Saturday, January 1, 2011

To new beginnings.

Scotch eggs w/ HP Sauce. © Ryan Schierling
In the past, I've traditionally made some ridiculous New Year's resolutions that were promptly broken or left terminally unfulfilled. You know, like training for the Tour De France (don't own a bike), becoming hot dog eating world champion (honestly, who eats a hot dog with nothing on it?), or achieving a true simmer on a non-gas range (it's like not drinking beer on a weeknight, it's just not going to happen).

So I've stopped making resolutions and started making foods that people historically prepare for luck in the new year, because I seem to need all of the luck I can get.

It's a Southern tradition to eat Hoppin' John (a blackeyed peas with rice dish) at the stroke of midnight on New Year's eve. Others swear by cornbread. Cubans eat 12 grapes when the clock strikes twelve, and Germans insist that eating herring will bring luck for the next year (no telling how fish breath affects the traditional New Year's kiss). In Buddhist temples, noodles are consumed, and the Pennsylvania Dutch go for pork and sauerkraut to usher in the new year.

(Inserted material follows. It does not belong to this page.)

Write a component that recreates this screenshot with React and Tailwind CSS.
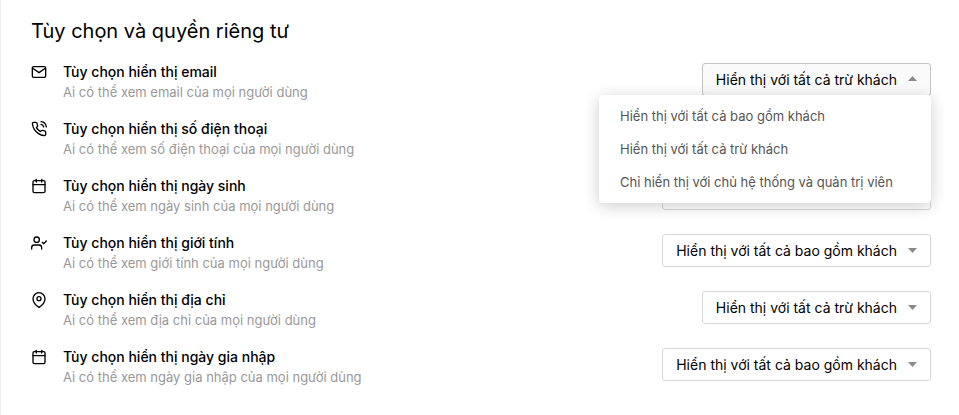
import { useState } from "react";
import { FiCalendar, FiMail, FiMapPin, FiPhoneCall, FiUserCheck } from "react-icons/fi";

const EVERYONE = "Hiển thị với tất cả bao gồm khách";
const MEMBERS = "Hiển thị với tất cả trừ khách";
const OWNERS = "Chỉ hiển thị với chủ hệ thống và quản trị viên";
const CHOICES = [EVERYONE, MEMBERS, OWNERS];

const SETTINGS = [
  { id: "email", icon: FiMail, title: "Tùy chọn hiển thị email", hint: "Ai có thể xem email của mọi người dùng", initial: MEMBERS },
  { id: "phone", icon: FiPhoneCall, title: "Tùy chọn hiển thị số điện thoại", hint: "Ai có thể xem số điện thoại của mọi người dùng", initial: MEMBERS },
  { id: "birthday", icon: FiCalendar, title: "Tùy chọn hiển thị ngày sinh", hint: "Ai có thể xem ngày sinh của mọi người dùng", initial: EVERYONE },
  { id: "gender", icon: FiUserCheck, title: "Tùy chọn hiển thị giới tính", hint: "Ai có thể xem giới tính của mọi người dùng", initial: EVERYONE },
  { id: "address", icon: FiMapPin, title: "Tùy chọn hiển thị địa chỉ", hint: "Ai có thể xem địa chỉ của mọi người dùng", initial: MEMBERS },
  { id: "joined", icon: FiCalendar, title: "Tùy chọn hiển thị ngày gia nhập", hint: "Ai có thể xem ngày gia nhập của mọi người dùng", initial: EVERYONE },
];

function Caret({ up }) {
  return (
    <svg
      viewBox="0 0 9 5"
      aria-hidden="true"
      className={`pointer-events-none absolute right-3.5 h-[5px] w-[9px] fill-[#8a8a8a] ${
        up ? "top-[13px]" : "top-3.5"
      }`}
    >
      <path d={up ? "M0 5 4.5 0 9 5z" : "M0 0h9L4.5 5z"} />
    </svg>
  );
}

function VisibilitySelect({ id, value, open, onToggle, onChange }) {
  return (
    <div className="relative mt-px shrink-0">
      <select
        id={id}
        value={value}
        onMouseDown={(event) => {
          event.preventDefault();
          onToggle();
        }}
        onChange={(event) => onChange(event.target.value)}
        className={`block h-[33px] cursor-pointer appearance-none rounded-[3px] border pr-[33px] pl-[13px] text-sm text-black [field-sizing:content] ${
          open ? "border-[#c4c4c4] bg-[#fafafa]" : "border-[#d8d8d8] bg-white"
        }`}
      >
        {CHOICES.map((choice) => (
          <option key={choice}>{choice}</option>
        ))}
      </select>
      <Caret up={open} />
      {open && (
        <ul className="absolute top-8 right-0 z-10 w-[332px] rounded-[4px] bg-white pt-[5px] pb-1 shadow-[0_3px_16px_rgba(0,0,0,0.2)]">
          {CHOICES.map((choice) => (
            <li key={choice}>
              <button
                type="button"
                onClick={() => onChange(choice)}
                className="block h-[33px] w-full cursor-pointer px-[21px] text-left text-[13px] whitespace-nowrap text-[#555] hover:bg-gray-50"
              >
                {choice}
              </button>
            </li>
          ))}
        </ul>
      )}
    </div>
  );
}

export default function App() {
  const [openId, setOpenId] = useState("email");
  const [values, setValues] = useState(() =>
    Object.fromEntries(SETTINGS.map((setting) => [setting.id, setting.initial])),
  );

  return (
    <main className="min-h-screen border-l border-[#ececec] bg-white pt-4 pr-7 pb-7 pl-[30px] font-['Inter','Noto_Sans',sans-serif] text-black">
      <h1 className="text-xl leading-[30px]">Tùy chọn và quyền riêng tư</h1>
      <div className="mt-4 flex flex-col gap-[17px]">
        {SETTINGS.map(({ id, icon: Icon, title, hint }) => (
          <div key={id} className="flex h-10 items-start">
            <Icon className="mt-0.5 mr-4 size-4 shrink-0" aria-hidden="true" />
            <div className="min-w-0 flex-1">
              <label htmlFor={id} className="block text-sm leading-5 font-medium">
                {title}
              </label>
              <p className="text-[13px] leading-5 text-[#999]">{hint}</p>
            </div>
            <VisibilitySelect
              id={id}
              value={values[id]}
              open={openId === id}
              onToggle={() => setOpenId(openId === id ? null : id)}
              onChange={(value) => {
                setValues({ ...values, [id]: value });
                setOpenId(null);
              }}
            />
          </div>
        ))}
      </div>
    </main>
  );
}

Julie and I have been making Scotch eggs on New Year's day for six years now. I'm not sure how this originally came about, but I seem to remember reading something about eggs symbolizing a birth, a new beginning, and feeling it was appropriate fare for a hungover first day of January. 

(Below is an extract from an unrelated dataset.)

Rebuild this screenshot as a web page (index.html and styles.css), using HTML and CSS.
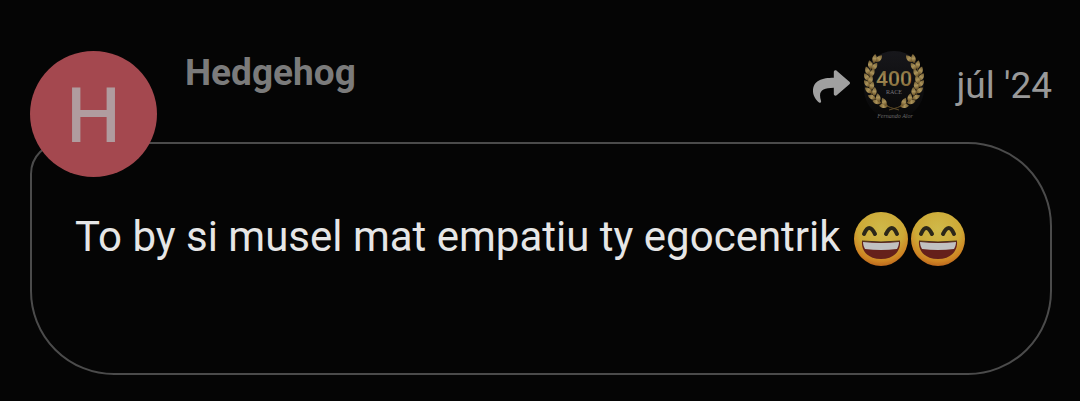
FILE: index.html
```html
<!DOCTYPE html>
<html lang="sk">

<head>
    <meta charset="UTF-8">
    <meta name="viewport" content="width=device-width, initial-scale=1.0">
    <title>Hedgehog</title>
    <link rel="stylesheet" href="styles.css">
</head>

<body>
    <!-- shapes used more than once -->
    <svg class="defs" aria-hidden="true">
        <defs>
            <radialGradient id="face" cx="50%" cy="32%" r="70%">
                <stop offset="0" stop-color="#cfb94a" />
                <stop offset="0.6" stop-color="#cda936" />
                <stop offset="0.85" stop-color="#cf8423" />
                <stop offset="1" stop-color="#b8621d" />
            </radialGradient>
            <linearGradient id="gold" x1="0" y1="0" x2="0" y2="1">
                <stop offset="0" stop-color="#6f5a30" />
                <stop offset="0.5" stop-color="#ab935a" />
                <stop offset="1" stop-color="#5f471f" />
            </linearGradient>
            <linearGradient id="disc" x1="0" y1="0" x2="0" y2="1">
                <stop offset="0" stop-color="#17171b" />
                <stop offset="1" stop-color="#070707" />
            </linearGradient>
            <symbol id="grin" viewBox="0 0 54 54">
                <circle cx="27" cy="27" r="27" fill="url(#face)" />
                <path d="M10 22Q15 10 21 22M32 22Q38 10 43 22" fill="none" stroke="#2b2719" stroke-width="4" stroke-linecap="round" />
                <path d="M8 29q19 2 38 0c1 10-6 18-19 18S7 39 8 29z" fill="#65201b" />
                <path d="M9 30q18 2 36 0c0 3-1 5-2 7q-16 2-32 0c-1-2-2-4-2-7z" fill="#c1c1c1" />
                <path d="M8 29q19 2 38 0" fill="none" stroke="#47331c" stroke-width="1" />
            </symbol>
            <path id="leaf" d="M0 0C-3-2-3-6 0-9C3-6 3-2 0 0z" />
            <g id="branch">
                <path d="M36 60Q18 56 9 45Q3 32 8 17Q11 9 17 6" fill="none" stroke="#5f4b26" stroke-width="1" />
                <use href="#leaf" transform="translate(25 56) rotate(-88)" />
                <use href="#leaf" transform="translate(18 53) rotate(-75)" />
                <use href="#leaf" transform="translate(13 49) rotate(-65)" />
                <use href="#leaf" transform="translate(9 43) rotate(-52)" />
                <use href="#leaf" transform="translate(7 37) rotate(-42)" />
                <use href="#leaf" transform="translate(6 31) rotate(-32)" />
                <use href="#leaf" transform="translate(6 25) rotate(-20)" />
                <use href="#leaf" transform="translate(8 19) rotate(-10)" />
                <use href="#leaf" transform="translate(11 13) rotate(8)" />
                <use href="#leaf" transform="translate(13 12) rotate(42)" />
                <use href="#leaf" transform="translate(9 20) rotate(35)" />
                <use href="#leaf" transform="translate(7 27) rotate(28)" />
                <use href="#leaf" transform="translate(6 34) rotate(20)" />
                <use href="#leaf" transform="translate(8 40) rotate(12)" />
                <use href="#leaf" transform="translate(11 46) rotate(5)" />
                <use href="#leaf" transform="translate(16 52) rotate(-10)" />
                <use href="#leaf" transform="translate(23 56) rotate(-25)" />
            </g>
        </defs>
    </svg>

    <article class="post">
        <a class="avatar" href="#" aria-label="Profil Hedgehog">H</a>

        <header class="post-header">
            <a class="name" href="#">Hedgehog</a>
            <div class="meta">
                <a class="reply-to" href="#" aria-label="Odpoveď na">
                    <svg class="share" viewBox="0 0 512 512">
                        <path d="M503.691 189.836L327.687 37.851C312.281 24.546 288 35.347 288 56.015v80.053C127.371 137.907 0 170.1 0 322.326c0 61.441 39.581 122.309 83.333 154.132 13.653 9.931 33.111-2.533 28.077-18.631C66.066 312.814 132.917 274.316 288 272.085V360c0 20.7 24.3 31.453 39.687 18.164l176.004-152c11.071-9.562 11.086-26.753 0-36.328z" />
                    </svg>
                    <svg class="badge" viewBox="0 0 62 70">
                        <rect x="1" y="1" width="60" height="68" rx="30" fill="url(#disc)" />
                        <g fill="url(#gold)">
                            <use href="#branch" />
                            <use href="#branch" transform="translate(62 0) scale(-1 1)" />
                        </g>
                        <text class="badge-number" x="31" y="36">400</text>
                        <text class="badge-race" x="31" y="44">RACE</text>
                        <text class="badge-sign" x="32" y="68">Fernando Alor</text>
                    </svg>
                </a>
                <a class="date" href="#">júl '24</a>
            </div>
        </header>

        <div class="bubble">
            <p>To by si musel mat empatiu ty egocentrik <svg class="emoji" role="img" aria-label="😄"><use href="#grin" /></svg><svg class="emoji" role="img" aria-label="😄"><use href="#grin" /></svg></p>
        </div>
    </article>
</body>

</html>
```

FILE: styles.css
```css
body {
    font-family: Roboto, sans-serif;
    background-color: #050505;
    color: #e6e6e6;
    margin: 0;
}

a {
    color: inherit;
    text-decoration: none;
}

.defs {
    position: absolute;
    width: 0;
    height: 0;
}

.post {
    position: relative;
    padding: 50px 28px 26px 30px;
}

/* sits over the corner of the bubble */
.avatar {
    position: absolute;
    top: 51px;
    left: 30px;
    width: 127px;
    height: 126px;
    border-radius: 50%;
    background-color: #a4484f;
    color: #b09c9f;
    font-family: "Noto Sans", sans-serif;
    font-size: 77px;
    font-weight: 500;
    line-height: 124px;
    text-align: center;
}

.post-header {
    display: flex;
    justify-content: space-between;
    align-items: flex-start;
    height: 92px;
    padding-left: 155px;
}

.name {
    color: #7b7b7b;
    font-size: 37px;
    font-weight: 700;
    line-height: 46px;
}

.meta,
.reply-to {
    display: flex;
    align-items: center;
}

.meta {
    gap: 32px;
}

.reply-to {
    gap: 13px;
}

.share {
    width: 37px;
    height: 37px;
    padding-top: 2px;
    fill: #a0a0a0;
}

.badge {
    width: 62px;
    height: 70px;
}

.badge text {
    text-anchor: middle;
}

.badge-number {
    font-family: Roboto, sans-serif;
    font-size: 21px;
    font-weight: 500;
    fill: url(#gold);
}

.badge-race {
    font-family: "Liberation Serif", serif;
    font-size: 6px;
    fill: #77777a;
}

.badge-sign {
    font-family: "Liberation Serif", serif;
    font-size: 6px;
    font-style: italic;
    fill: #6a6a6a;
}

.date {
    padding-top: 2px;
    color: #999;
    font-size: 37px;
    line-height: 44px;
}

.bubble {
    box-sizing: border-box;
    min-height: 233px;
    padding: 63px 43px;
    border: 2px solid #4b4b4b;
    border-radius: 32px 84px 84px 84px;
}

.bubble p {
    margin: 0;
    font-size: 42px;
    line-height: 60px;
}

.emoji {
    width: 54px;
    height: 54px;
    margin-left: 3px;
    vertical-align: -15px;
}
```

The origins of this dish, like most, are nebulous. Despite the claim of being invented by a London department store in 1738, I'm betting on the Persian migration of kofta to India and the Moghul emperors' version of "narcissus meatballs," or nargisi kofta. But they're certainly more common as a British pub staple now than anything else, and we prepare them as such, with the requisite British brown steak sauce.

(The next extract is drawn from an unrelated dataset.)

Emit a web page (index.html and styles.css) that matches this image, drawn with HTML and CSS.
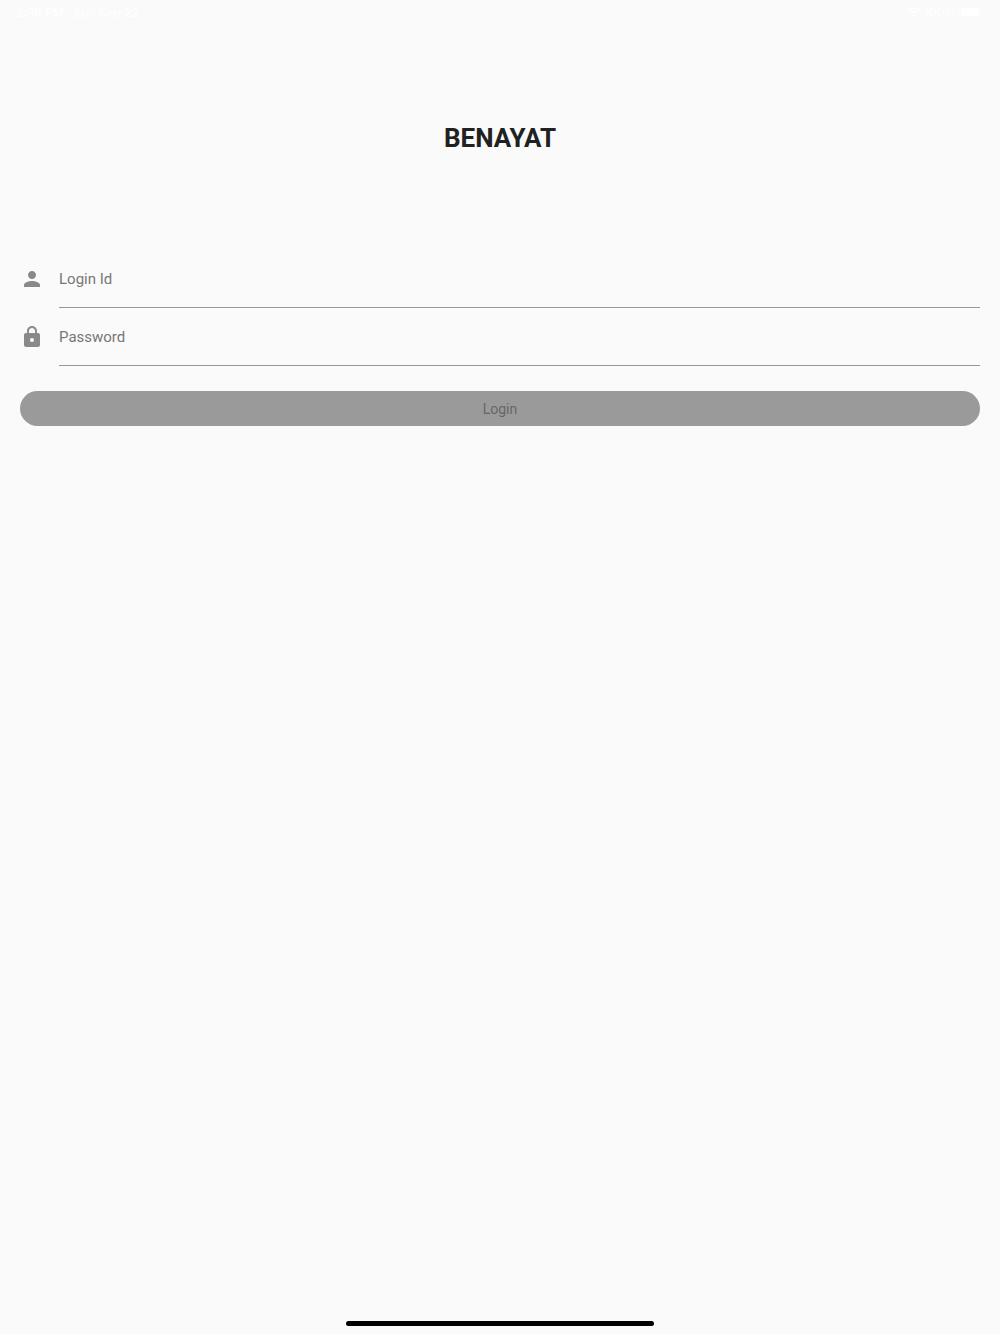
FILE: index.html
```html
<!DOCTYPE html>
<html lang="en">
<head>
    <meta charset="UTF-8">
    <meta name="viewport" content="width=device-width, initial-scale=1.0">
    <title>Benayat</title>
    <link rel="stylesheet" href="styles.css">
</head>
<body>
    <header class="status-bar">
        <div class="status-group status-left">
            <span>2:38 PM</span>
            <span>Sun Sep 22</span>
        </div>
        <div class="status-group">
            <svg class="wifi" viewBox="0 0 14 10" aria-hidden="true">
                <path d="M1 3.6a8.6 8.6 0 0 1 12 0M3.2 6a5.4 5.4 0 0 1 7.6 0" fill="none" stroke="currentColor" stroke-width="1.7"/>
                <path d="M7 10 5 7.9a2.9 2.9 0 0 1 4 0z" fill="currentColor"/>
            </svg>
            <span>100%</span>
            <svg class="battery" viewBox="0 0 25 12" aria-hidden="true">
                <rect x=".5" y=".5" width="21" height="11" rx="3" fill="none" stroke="currentColor" opacity=".4"/>
                <rect x="2" y="2" width="18" height="8" rx="1.5" fill="currentColor"/>
                <path d="M23 4v4a2.2 2.2 0 0 0 0-4z" fill="currentColor" opacity=".4"/>
            </svg>
        </div>
    </header>
    <main class="login">
        <h1>BENAYAT</h1>
        <form class="login-form">
            <div class="field">
                <label for="loginId">
                    <svg class="icon" viewBox="0 0 24 24" role="img" aria-label="Login Id">
                        <path d="M12 12c2.21 0 4-1.79 4-4s-1.79-4-4-4-4 1.79-4 4 1.79 4 4 4zm0 2c-2.67 0-8 1.34-8 4v2h16v-2c0-2.66-5.33-4-8-4z"/>
                    </svg>
                </label>
                <input type="text" id="loginId" placeholder="Login Id">
            </div>
            <div class="field">
                <label for="password">
                    <svg class="icon" viewBox="0 0 24 24" role="img" aria-label="Password">
                        <path d="M18 8h-1V6c0-2.76-2.24-5-5-5S7 3.24 7 6v2H6c-1.1 0-2 .9-2 2v10c0 1.1.9 2 2 2h12c1.1 0 2-.9 2-2V10c0-1.1-.9-2-2-2zm-6 9c-1.1 0-2-.9-2-2s.9-2 2-2 2 .9 2 2-.9 2-2 2zm3.1-9H8.9V6c0-1.71 1.39-3.1 3.1-3.1s3.1 1.39 3.1 3.1v2z"/>
                    </svg>
                </label>
                <input type="password" id="password" placeholder="Password">
            </div>
            <button type="submit" class="login-button" disabled>Login</button>
        </form>
    </main>
    <div class="home-indicator"></div>
</body>
</html>
```

FILE: styles.css
```css
* {
    box-sizing: border-box;
}
body {
    min-height: 100vh;
    margin: 0;
    display: flex;
    flex-direction: column;
    background-color: #fafafa;
    color: #212121;
    font-family: Roboto, "Liberation Sans", sans-serif;
}
.status-bar {
    display: flex;
    justify-content: space-between;
    height: 24px;
    padding: 0 16px;
    color: #fff;
    font-family: Inter, "Liberation Sans", sans-serif;
    font-size: 12px;
}
.status-group {
    display: flex;
    align-items: center;
    gap: 3px;
}
.status-left {
    gap: 10px;
}
.wifi {
    width: 14px;
    height: 10px;
}
.battery {
    width: 25px;
    height: 12px;
}
.login {
    flex: 1;
    padding: 97px 20px 0;
}
h1 {
    margin: 0;
    font-size: 26px;
    font-weight: 700;
    line-height: 34px;
    text-align: center;
}
.login-form {
    margin-top: 95px;
}
.field {
    display: flex;
    height: 58px;
}
.field label {
    width: 39px;
    padding-top: 17px;
}
.icon {
    display: block;
    width: 24px;
    height: 24px;
    fill: #898989;
}
.field input {
    flex: 1;
    min-width: 0;
    padding: 0;
    border: none;
    border-bottom: 1px solid #979797;
    border-radius: 0;
    background: none;
    color: #212121;
    font-family: inherit;
    font-size: 15px;
    outline: none;
}
.field input::placeholder {
    color: #777;
    opacity: 1;
}
.login-button {
    display: block;
    width: 100%;
    height: 35px;
    margin-top: 25px;
    border: none;
    border-radius: 18px;
    background-color: #9a9a9a;
    color: #666;
    font-family: inherit;
    font-size: 14px;
}
.home-indicator {
    width: 308px;
    height: 5px;
    margin: 0 auto 8px;
    border-radius: 3px;
    background-color: #000;
}
```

(L) Quail eggs. (R) Meats and non-meats sausage. © Ryan Schierling
We used regular chicken eggs the first year, and once wrapped with sausage and breaded, they were the size of baseballs. Let's just say too much of a good thing. Every year since, we've sourced quail eggs to enclose in two different types of sausage – the porky kind for me, and the Gimme Lean vege-sausage for Julie. Both versions are delicious hot or cold, but you've got to have the HP Sauce for dipping.

What are your traditional New Year's dishes?